“La mancanza di data certa nelle scritture prodotte si configura come fatto impeditivo all’accoglimento della domanda oggetto di eccezione in senso lato, in quanto tale rilevabile anche di ufficio dal giudice. La rilevazione di ufficio dell’eccezione determina la necessità di disporre la relativa comunicazione alle parti per eventuali osservazioni e richieste e subordina la decisione nel merito all’effettuazione del detto adempimento.”
Ciò hanno stabilito le Sezioni Unite di Cassazione con sentenza n. 4213 del 20 febbraio 2013, attraverso la quale si è composto il contrasto giurisprudenziale circa la configurabilità del requisito della certezza della data di scritture come elemento costitutivo della fattispecie sostanziale o come elemento impeditivo del riconoscimento del diritto.

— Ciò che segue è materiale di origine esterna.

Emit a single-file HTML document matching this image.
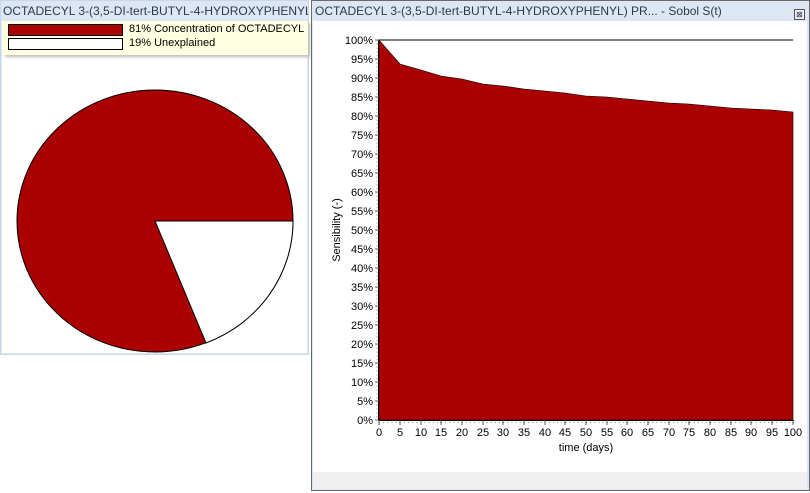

I giudici, prima di arrivare alle loro conclusioni, hanno illustrato le tre correnti di pensiero in merito.
Per alcuni la data certa è elemento costitutivo del diritto di insinuarsi nel passivo fallimentare; l’onere di provarlo incombe sul creditore istante. C’è poi chi ritiene che l’assenza di data certa sia un fatto impeditivo e come tale debba essere introdotto nel processo esclusivamente a seguito di specifica eccezione del curatore. La terza posizione ritiene che dalla mancanza della data certa deriverebbe l’assenza del fatto costitutivo del diritto azionato, e ciò configurerebbe tale elemento come eccezione in senso lato, per ciò rilevabile di ufficio dal giudice.
Questo primo aspetto viene risolto dai giudici sostenendo che la mancanza del requisito in esame configura un fatto impeditivo dell’istanza d’insinuazione al passivo.
La soluzione sarebbe giustificata dalla difficile situazione in cui si troverebbe il creditore istante, nel caso in cui dovesse provare la data certa. I giudici rilevano come la necessità di dimostrare l’anteriorità del credito alla dichiarazione di fallimento si porrebbe in contrasto con la natura del rapporto commerciale, in relazione alle semplificazioni probatorie previste dagli artt. artt. 2709 e 2710 c.c., previste dal legislatore per agevolare gli scambi commerciali.
I giudici hanno poi affrontato un’altra questione, ovvero “se la deduzione del detto fatto debba essere o meno oggetto di eccezione in senso stretto, che in quanto tale potrebbe essere sollevata soltanto dalla parte, nella specie identificabile nel curatore” . L’eccezione in senso stretto ha carattere eccezionale.
Nella legge fallimentare non vi è una riserva di legge in tal senso. Ai sensi dell’art.95 l.f. “il curatore può eccepire i fatti estintivi, modificativi o impeditivi del diritto fatto valere, nonché l’inefficacia del titolo su cui sono fondati il credito o la prelazione, anche se è prescritta la relativa azione”, non prevede alcuna esclusiva in favore del curatore in merito all’eccezione di cui si discute.
Ciò detto, i giudici hanno quindi concluso che la deduzione del fatto impeditivo in questione non rientra nella suddetta categoria. Tutt’al più si può parlare di eccezione in senso lato, rilevabile d’ufficio dal giudice sulla base di prove acquisite agli atti.